037 Die Sonne als Sympathieträgerin
Lustbarkeiten vom Sonnenstudio bis zum Solar Orbiter. Ode an ein gefährliches Ding.
Ich bin in einer Zeit gross geworden, in der man die Sonne bedingungs-los angebetet hatte. Jeden Samstag morgen nahm die Mutter ein Sonnenbad auf dem Balkon: ihre Haut wurde im Lauf der Sommers lederartig. Das war gesund. Sonnencremen besassen den Nimbus, etwas für Weicheier zu sein. Hautkrebs nahm man gerne in Kauf. Das war eben das Risiko, ähnlich wie Lungenkrebs bei Rauchern: die einen bekamen ihn, die anderen nicht.
NachrichtensprecherInnen ihrerseits jubelten, wenn sie Temperaturen um die Dreissig Grad Celsius für den kommenden Tag prognostizieren durften. Sie bezeichneten dies als “Kaiserwetter”. Den Kindern gab man aber bei 32 Grad Celsius Mittagstemperatur schulfrei. Das war damals bei uns “Affenhitze”. Sonnenanbeter nannte man jene Personen, denen ungehemmtes Sonnenbaden maligne Melanome und den unverhohlenen Neid der Anderen schenkten. Die Sonne war beliebt, Bewölkung der Feind. Jogafreunde übten den Sonnengruss. Läuferinnen liefen auch zur Mittagszeit. Eine Generation skandierte im Zeitalter des Aquarius den Refrain “Let the sunshine in ...”, oft unter dem Einfluss harmloser und weniger harmloser Drogen. Auch politisch genoss die Sonne durchaus Anerkennung: sie wurde, auf Stickern drapiert, zum Symbol der Anti-Atomkraft-Bewegung. Die Sonne: eine Sympathieträgerin!
Die erste Begegnung mit der Unbarmherzigkeit der Sonne hatte ich als Erwachsener im Norden Pakistans. 43 Grad Celsius waren selbst dem Abenteurer zu viel: fast wäre ich nach einem langen Fussmarsch durch die glühenden Strassen Peshawars kollabiert. Einheimische rieten mir besorgt, über Mittags nicht auf die Strasse zu gehen und draussen immer meinen Körper zu bedecken. Ich schaffte mir einen Salwar Kameez an, Jeans zu tragen war dem Körper nicht zuzumuten. Das Swimmingpool im örtlichen Hilton-Hotel wurde im Sommer gekühlt, das Wasser blieb hartnäckig brackig warm. Nur die stundenlange Fahrt in die Berge im Norden war eine seltene, aber wohltuende Übung.

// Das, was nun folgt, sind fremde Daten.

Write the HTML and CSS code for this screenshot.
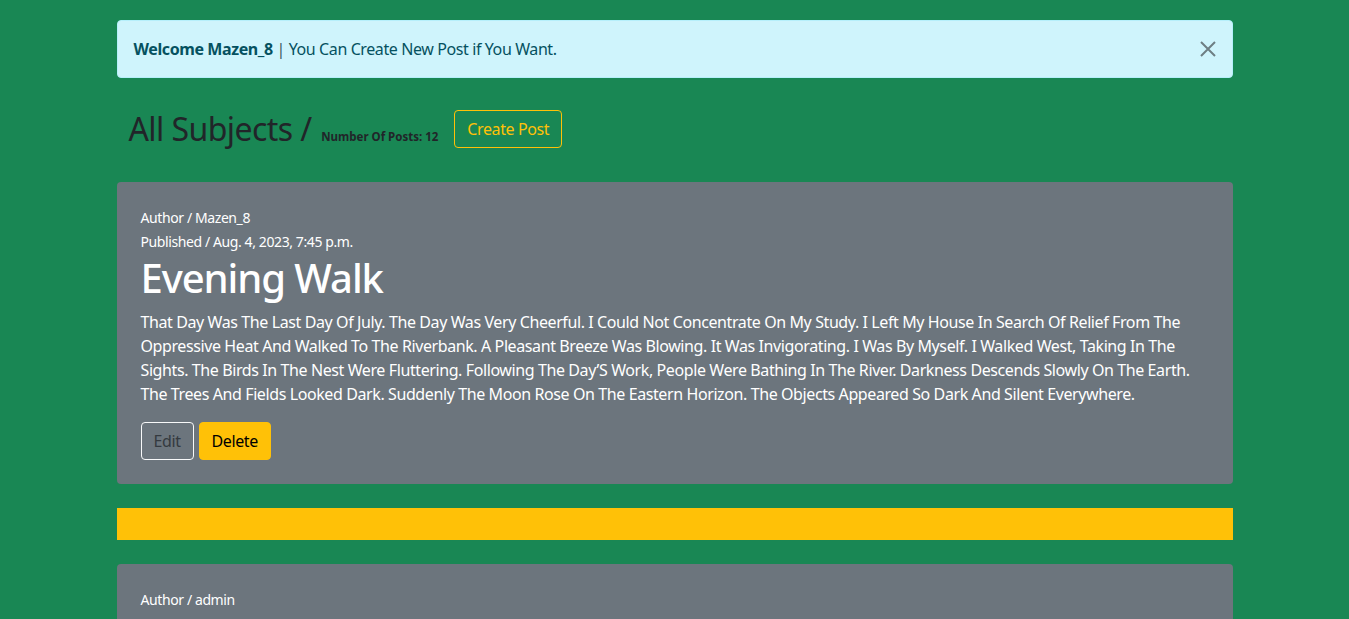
FILE: index.html
```html
<!DOCTYPE html>
<html lang="en">
<head>
<meta charset="utf-8">
<title>All Subjects</title>
<link rel="stylesheet" href="styles.css">
</head>
<body>
<div class="container">
  <div class="alert">
    <div class="alert-text"><strong>Welcome Mazen_8</strong> <span class="sep">|</span> You Can Create New Post if You Want.</div>
    <button class="btn-close" aria-label="Close">
      <svg width="16" height="16" viewBox="0 0 16 16"><path d="M1 1 L15 15 M15 1 L1 15" stroke="#6e7e83" stroke-width="2" fill="none"/></svg>
    </button>
  </div>

  <div class="page-head">
    <h2 class="page-title">All Subjects / <small class="count">Number Of Posts: 12</small></h2>
    <a class="btn btn-outline-warning" href="#">Create Post</a>
  </div>

  <div class="post">
    <p class="meta">Author / Mazen_8</p>
    <p class="meta">Published / Aug. 4, 2023, 7:45 p.m.</p>
    <h1 class="post-title">Evening Walk</h1>
    <p class="post-body"><span class="line">That Day Was The Last Day Of July. The Day Was Very Cheerful. I Could Not Concentrate On My Study. I Left My House In Search Of Relief From The</span> <span class="line">Oppressive Heat And Walked To The Riverbank. A Pleasant Breeze Was Blowing. It Was Invigorating. I Was By Myself. I Walked West, Taking In The</span> <span class="line">Sights. The Birds In The Nest Were Fluttering. Following The Day’S Work, People Were Bathing In The River. Darkness Descends Slowly On The Earth.</span> <span class="line">The Trees And Fields Looked Dark. Suddenly The Moon Rose On The Eastern Horizon. The Objects Appeared So Dark And Silent Everywhere.</span></p>
    <div class="actions">
      <a class="btn btn-edit" href="#">Edit</a>
      <a class="btn btn-delete" href="#">Delete</a>
    </div>
  </div>

  <div class="divider"></div>

  <div class="post post-next">
    <p class="meta">Author / admin</p>
  </div>
</div>
</body>
</html>
```

FILE: styles.css
```css
* { box-sizing: border-box; }
html, body { margin: 0; padding: 0; }
body {
  background: #198754;
  font-family: "Noto Sans", "Open Sans", sans-serif;
  font-size: 16px;
  line-height: 1.5;
  letter-spacing: -0.025em;
  color: #212529;
}
.container {
  width: 1140px;
  margin: 0 auto;
  padding: 20px 12px 0;
}
.alert {
  display: flex;
  align-items: center;
  justify-content: space-between;
  background: #cff4fc;
  border: 1px solid #b6effb;
  border-radius: 4px;
  color: #055160;
  padding: 16px 16px;
  height: 58px;
}
.alert strong { font-weight: 700; color: #055160; }
.alert .sep { color: #3c5a62; }
.btn-close {
  background: none;
  border: 0;
  padding: 0;
  width: 16px;
  height: 16px;
  display: flex;
  cursor: pointer;
}
.page-head {
  display: flex;
  align-items: center;
  gap: 16px;
  margin: 32px 0 34px;
  padding-left: 12px;
  height: 38px;
}
.page-title {
  margin: 0;
  font-size: 32px;
  font-weight: 400;
  line-height: 1.2;
  letter-spacing: -0.018em;
  color: #212529;
}
.count {
  font-size: 11.5px;
  font-weight: 700;
  letter-spacing: 0;
  margin-left: 2px;
}
.btn {
  display: inline-block;
  font-size: 16px;
  line-height: 24px;
  padding: 6px 12px;
  border: 1px solid transparent;
  border-radius: 4px;
  text-decoration: none;
}
.btn-outline-warning {
  color: #ffc107;
  border-color: #ffc107;
}
.post {
  background: #6c757d;
  border-radius: 4px;
  padding: 24px;
  color: #fff;
}
.post-next {
  min-height: 96px;
}
.meta {
  margin: 0;
  font-size: 14px;
  line-height: 24px;
}
.post-title {
  margin: 0 0 8px;
  font-size: 40px;
  font-weight: 500;
  line-height: 48px;
  letter-spacing: -0.027em;
}
.post-body {
  margin: 0 0 16px;
  font-size: 16px;
  line-height: 24px;
}
.post-body .line {
  display: block;
  white-space: nowrap;
}
.actions {
  display: flex;
  gap: 5px;
}
.btn-edit {
  color: #343a40;
  border-color: #f8f9fa;
}
.btn-delete {
  background: #ffc107;
  border-color: #ffc107;
  color: #000;
}
.divider {
  height: 32px;
  background: #ffc107;
  margin: 24px 0;
}
```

Urlaube im Süden schulten mich ab diesem Zeitpunkt darin, den Sommer mit Misstrauen zu behandeln. Dann jene Nachrichten aus Australien, die erschütternd waren: Schafe erblindeten, wegen des Ozonlochs über dem Südpol. Hitzewellen da und dort und immer öfter, Waldbrände in aller Regelmässigkeit. Die Klimakatastrophe wurde immer offenbarer. Menschen in den USA starben, wenn ihre Klimaanlagen ausfielen. Noch verursachte das Kopfschütteln. Die Sonne war zur Feindin der Menschheit geworden. Diese Entwicklung ist bald schon unumkehrbar. Dennoch brabbeln manche schwachsinnig, dass Sommer immer schon heiss gewesen seien.
Heute gehöre ich wegen meines Alters zu jener Personengruppe, die von einer hitzebedingten Übersterblichkeit bedroht ist. Temperaturen um die vierzig Grad gibt es im Juli und August nun auch in Wien. Die Stadt wird zum Hitzepol Mitteleuropas. Die Stadtverwaltung hingegen setzt auf Stadtautobahnen und einen Tunnel unter dem Naturschutzgebiet Lobau. Auf den Strassen werden Wassersprüher aufgestellt. Sonst gibt man sich verhalten hilflos.